GRR. I finished writing, and it didn't save, so I'm starting again. Man, today is crap.

ANYhow... Added to missing the birth is the fact that he would miss my entire labor. Though I am assured there will be many helping hearts and hands there for me, it leaves a dull ache to think that none may be his. He makes me feel like I can do anything, and having that feeling when I get sick and tired of being in pain would sure be nice. He is like my rock... my bottom line that no matter how far I go, I can always find him and find how to stand again. That line becomes visible REAL quick after 8 hours of labor or so. Oh well. If I have to deal with it, I just will.

I'm constantly torn about the Coast Guard, all political opinions aside. They pay Randal, our rent and our medical benefits, (even Tobin!) but sometimes I can't help feeling like I'd trade all of it in a minute to be struggling with bills and nitpicking about which end of the tube to squeeze toothpaste from. I think part of the reason he and I are together in the first place is that we've learned, through different and difficult ways, that there are just some things you've just got to grab with both hands and pray they never leave you. It's hard to grab something (or someone) and then have to keep saying goodbye, even if it's not forever.

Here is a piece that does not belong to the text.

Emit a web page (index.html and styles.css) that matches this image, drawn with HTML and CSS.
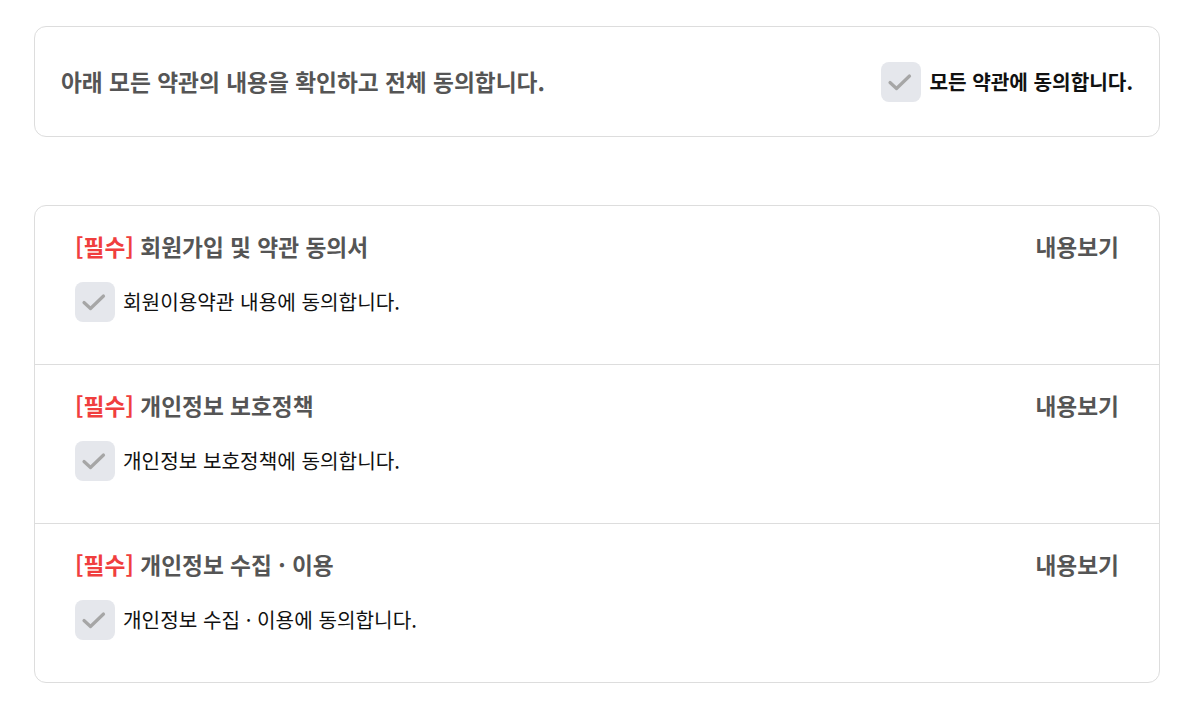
FILE: index.html
```html
<!DOCTYPE html>
<html lang="ko">
<head>
  <meta charset="UTF-8" />
  <meta name="viewport" content="width=device-width, initial-scale=1.0" />
  <title>약관 동의</title>
  <link rel="stylesheet" href="styles.css">
</head>
<body>
  <main class="terms">
    <!-- Agree to all -->
    <section class="card all-agree">
      <p class="all-agree-desc">아래 모든 약관의 내용을 확인하고 전체 동의합니다.</p>
      <label class="check check-strong">
        <span class="check-box">
          <svg viewBox="0 0 40 40" width="40" height="40"><path d="M9 20.5l6.5 6 13-12.5" /></svg>
        </span>
        모든 약관에 동의합니다.
      </label>
    </section>

    <!-- Individual terms -->
    <section class="card term-list">
      <div class="term">
        <div class="term-head">
          <h3 class="term-title"><span class="required">[필수]</span> 회원가입 및 약관 동의서</h3>
          <a class="term-view">내용보기</a>
        </div>
        <label class="check">
          <span class="check-box">
            <svg viewBox="0 0 40 40" width="40" height="40"><path d="M9 20.5l6.5 6 13-12.5" /></svg>
          </span>
          회원이용약관 내용에 동의합니다.
        </label>
      </div>

      <div class="term">
        <div class="term-head">
          <h3 class="term-title"><span class="required">[필수]</span> 개인정보 보호정책</h3>
          <a class="term-view">내용보기</a>
        </div>
        <label class="check">
          <span class="check-box">
            <svg viewBox="0 0 40 40" width="40" height="40"><path d="M9 20.5l6.5 6 13-12.5" /></svg>
          </span>
          개인정보 보호정책에 동의합니다.
        </label>
      </div>

      <div class="term">
        <div class="term-head">
          <h3 class="term-title"><span class="required">[필수]</span> 개인정보 수집 · 이용</h3>
          <a class="term-view">내용보기</a>
        </div>
        <label class="check">
          <span class="check-box">
            <svg viewBox="0 0 40 40" width="40" height="40"><path d="M9 20.5l6.5 6 13-12.5" /></svg>
          </span>
          개인정보 수집 · 이용에 동의합니다.
        </label>
      </div>
    </section>
  </main>
</body>
</html>
```

FILE: styles.css
```css
:root {
  --border: #dddddd;
  --text: #111111;
  --text-sub: #555555;
  --red: #f03e3e;
  --box-bg: #e5e7ec;
  --check: #a6a6a6;
  --radius: 12px;
}

* {
  box-sizing: border-box;
  margin: 0;
  padding: 0;
}

body {
  font-family: "Noto Sans CJK KR", "Noto Sans", sans-serif;
  color: var(--text);
  background: #fff;
}

.terms {
  display: flex;
  flex-direction: column;
  gap: 68px;
  padding: 26px 35px 26px 34px;
}

.card {
  border: 1px solid var(--border);
  border-radius: var(--radius);
  background: #fff;
}

/* Agree all */
.all-agree {
  height: 111px;
  display: flex;
  align-items: center;
  justify-content: space-between;
  padding: 0 26px;
}
.all-agree-desc {
  font-size: 22.7px;
  font-weight: 700;
  line-height: 30px;
  color: var(--text-sub);
}

/* Checkbox */
.check {
  display: flex;
  align-items: center;
  gap: 8px;
  font-size: 20.2px;
  line-height: 28px;
  cursor: pointer;
}
.check-strong {
  font-weight: 700;
}
.check-box {
  width: 40px;
  height: 40px;
  border-radius: 8px;
  background: var(--box-bg);
  display: flex;
}
.check-box path {
  fill: none;
  stroke: var(--check);
  stroke-width: 3.2;
  stroke-linecap: round;
  stroke-linejoin: round;
}

/* Terms list */
.term {
  padding: 26px 40px 42px;
  border-bottom: 1px solid var(--border);
}
.term:last-child {
  border-bottom: none;
}
.term-head {
  display: flex;
  justify-content: space-between;
  align-items: center;
  height: 30px;
  margin-bottom: 20px;
}
.term-title,
.term-view {
  font-size: 22.7px;
  font-weight: 700;
  line-height: 30px;
  color: var(--text-sub);
}
.term-view {
  cursor: pointer;
}
.required {
  color: var(--red);
}
```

Verdict of the hour- The Coast Guard can shove off. I miss Randal.

That leaves me with two quotes for the day:   

"Adam and Eve had many advantages, but the principal one was, that they escaped teething." - Mark Twain   

"We could never learn to be brave and patient if there were only joy in the world." -Helen Keller               (who my great grandmother met when she was in grade school. Pretty cool.)

(PS: There were SEVEN snakes under that tank!  *Shudder* Yuckyuckyuckyuckyuck. It was a big momma one that had hatchlings that probably died of heatstroke or couldn't get out. EEW. There were dead snakes in my living room. That is just not okay. Billy came over and CLEANED OFF the big one and took it home. Sick. As long as they're gone. Ew. Eww. EW.)

2 comments:

Anonymous said...

I can't begin to tell everyone that missing the birth of my first and probably only child is going to be tough. Especially knowing what that kind of feels like already, only a couple years ago. Being out here and then back there is a constent battle of readjusting. We always mange though. My quote "I miss the Sun, but the stars are so beautiful"



Anonymous said...

Hi, I am enjoying all of your journal writing and I'm sorry Randal might miss the actual birth and arrival of the new addition to your wonderful family (a girl since you are pretty sure of that!) AND my new grandbaby (granddaughter, again since you are pretty sure of that). We can assure him that we will have her (or him, at least a possibility no doubt) wrapped for him to hold and JUST as soon as he can get there!